111415 · November 18, 2020, 3:39am

When I using this method for a TorchScript module, it show like below:

RuntimeError: register_forward_hook is not supported on ScriptModules

zui · June 28, 2021, 1:02pm

Hi,
I don’t know if your answer about using hook may have been outdated since for the time being (2021), it seems that hook is commonly used for debugging purposes instead, and I think I have a better solution: using model.layer_name. So, we will have:

# same as before
model = MyModel(...)
model.load_state_dict(my_model['state_dict'])
model.eval()
# instead of using hook and let say the middle layer's name is *fc3*, we use:
output = model.fc3(new_sample)

What do you think? Do I misunderstand the question or am I wrong at something?

ptrblck · June 28, 2021, 5:41pm

Usually you would like to get an intermediate activation from a specific layer, which was created by passing the input through all layers before it.
In your current example you are passing the input directly to model.fc3. While this could work, note that the new_sample shape would need to fit the self.fc3 shape (so it’s often not the original input shape) and also you won’t be using any layers before it.
Hooks are not outdated and can still be used.

zui · June 28, 2021, 7:59pm

Thank you so much for your quick reply and clarify the problem! I’ve just seen in my code again how I can pass the input directly into the layer and still get the same result as using hook. It turns out that I’m trying to get the output of the whole first block (multiple layers) of the model, and the situation is just the same as when getting the output of the model’s first layer.

ColdCodeCool · July 6, 2021, 1:07pm

thank you for your work, sorry, I am new in pytorch, why output should detach in the forward hood?

ptrblck · July 7, 2021, 4:49am

It depends on your use case, i.e. if you want to store the activations e.g. for debugging or printing, you could detach it. On the other hand, if you want to calculate a loss and the gradients afterwards (via backward()), you shouldn’t detach them.

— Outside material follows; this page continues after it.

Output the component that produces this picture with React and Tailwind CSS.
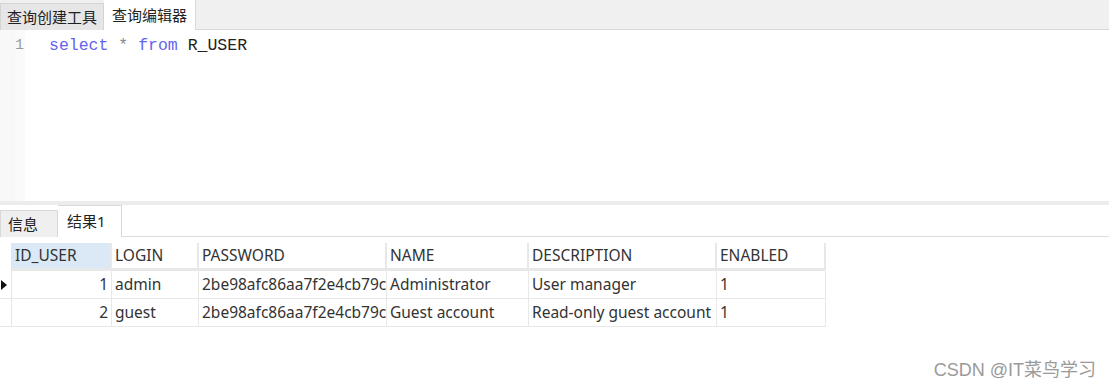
import React from "react";

const columns = [
  { key: "id", label: "ID_USER", w: "w-[100px]", right: true },
  { key: "login", label: "LOGIN", w: "w-[87px]" },
  { key: "password", label: "PASSWORD", w: "w-[188px]" },
  { key: "name", label: "NAME", w: "w-[142px]" },
  { key: "desc", label: "DESCRIPTION", w: "w-[188px]" },
  { key: "enabled", label: "ENABLED", w: "w-[109px]" },
];

const rows = [
  { id: "1", login: "admin", password: "2be98afc86aa7f2e4cb79c", name: "Administrator", desc: "User manager", enabled: "1" },
  { id: "2", login: "guest", password: "2be98afc86aa7f2e4cb79c", name: "Guest account", desc: "Read-only guest account", enabled: "1" },
];

const ui = { fontFamily: '"Noto Sans", "Noto Sans CJK SC", sans-serif' };
const mono = { fontFamily: '"Liberation Mono", "DejaVu Sans Mono", monospace' };

export default function App() {
  return (
    <div className="w-[1109px] h-[387px] bg-white overflow-hidden text-[#222]" style={ui}>
      {/* top tabs */}
      <div className="flex h-[30px] bg-[#f0f0f0] border-b border-[#d9d9d9]">
        <div className="mt-[3px] h-[27px] w-[104px] pl-[6px] flex items-center bg-[#e6e6e6] border border-[#d4d4d4] border-b-0 text-[15px]">
          查询创建工具
        </div>
        <div className="h-[30px] -mb-px w-[92px] pl-[8px] flex items-center bg-white border-r border-[#d9d9d9] text-[15px]">
          查询编辑器
        </div>
        <div className="flex-1" />
      </div>

      {/* editor */}
      <div className="flex h-[171px]">
        <div className="w-[15px] bg-[#f8f8f8]" />
        <div className="w-[10px] bg-[#fafafa] pt-[6px] text-[15px] leading-[20px] text-[#9a9a9a]" style={mono}>
          1
        </div>
        <div className="flex-1 pl-[24px] pt-[6px] text-[16.5px] leading-[20px]" style={mono}>
          <span className="text-[#6464f0]">select</span>
          <span className="text-[#888]"> * </span>
          <span className="text-[#6464f0]">from</span>
          <span className="text-[#222]"> R_USER</span>
        </div>
      </div>

      {/* splitter */}
      <div className="h-[4px] bg-[#ececec]" />

      {/* bottom tabs */}
      <div className="flex h-[32px] border-b border-[#dcdcdc]">
        <div className="mt-[5px] h-[27px] w-[58px] pl-[7px] flex items-center bg-[#efefef] border border-[#d8d8d8] border-b-0 text-[15px]">
          信息
        </div>
        <div className="h-[32px] -mb-px w-[64px] pl-[9px] flex items-center bg-white border border-l-0 border-[#d8d8d8] border-b-0 text-[15px]">
          结果1
        </div>
      </div>

      {/* grid */}
      <div className="pt-[6px] text-[15.5px] text-[#333]">
        <div className="flex h-[28px]">
          <div className="w-[12px] shrink-0 border-r border-[#e6e6e6]" />
          {columns.map((c, i) => (
            <div
              key={c.key}
              className={`${c.w} shrink-0 flex items-center pl-[3px] border-r-2 border-b-[3px] border-[#e8e8e8] ${i === 0 ? "bg-[#dbe9f7]" : "bg-white"}`}
            >
              {c.label}
            </div>
          ))}
        </div>
        {rows.map((r, ri) => (
          <div key={r.id} className="flex h-[28px]">
            <div className="w-[12px] shrink-0 flex items-center border-r border-b border-[#e6e6e6]">
              {ri === 0 && (
                <svg width="8" height="12" viewBox="0 0 8 12">
                  <path d="M1 1 L7 6 L1 11 Z" fill="#111" />
                </svg>
              )}
            </div>
            {columns.map((c) => (
              <div
                key={c.key}
                className={`${c.w} shrink-0 flex items-center overflow-hidden whitespace-nowrap border-r border-b border-[#e8e8e8] ${c.right ? "justify-end pr-[3px]" : "pl-[3px]"}`}
              >
                {r[c.key]}
              </div>
            ))}
          </div>
        ))}
      </div>

      {/* watermark */}
      <div className="flex justify-end pr-[13px] mt-[30px]">
        <span className="text-[18px] text-[#9a9a9a]" style={{ fontFamily: '"Liberation Sans", "Noto Sans CJK SC", sans-serif' }}>
          CSDN @IT菜鸟学习
        </span>
      </div>
    </div>
  );
}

ColdCodeCool · July 7, 2021, 6:28am

very clear, thank you very much

enterthevoidf22 · July 8, 2021, 4:13pm

this solution seems a bit clumsy, probably a fault on my side but i got unboundlocal error.
what i found to work quite effortlessly is to assign a new attribute to whatever module i want the activations of, like so:

class MyModel(nn.Module):
    def __init__(self):
        super(MyModel, self).__init__()
        self.cl1 = nn.Linear(25, 60)
        self.cl2 = nn.Linear(60, 16)
        self.fc1 = nn.Linear(16, 120)
        self.fc2 = nn.Linear(120, 84)
        self.fc3 = nn.Linear(84, 10)
        
    def forward(self, x):
        x = F.relu(self.cl1(x))
        x = F.relu(self.cl2(x))
        x = F.relu(self.fc1(x))
        x = F.relu(self.fc2(x))
        x = F.log_softmax(self.fc3(x), dim=1)
        return x


def hook(model, input, output):
    if hasattr(model,'activations'):
        model.activations = torch.cat([model.activations,output.detach().unsqueeze(0)],dim=0)
    else:
        model.activations = output.detach().unsqueeze(0)


model = MyModel()
model.fc2.register_forward_hook(hook)
x = torch.randn(1, 25)
output = model(x)
print(model.fc2.activations)

am i missing somethings with this solve?

blade · October 14, 2021, 3:49pm

Dear @ptrblck ,

What is the benefit of getting activations using register_forward_hook rather than explicitly returning them in the forward pass?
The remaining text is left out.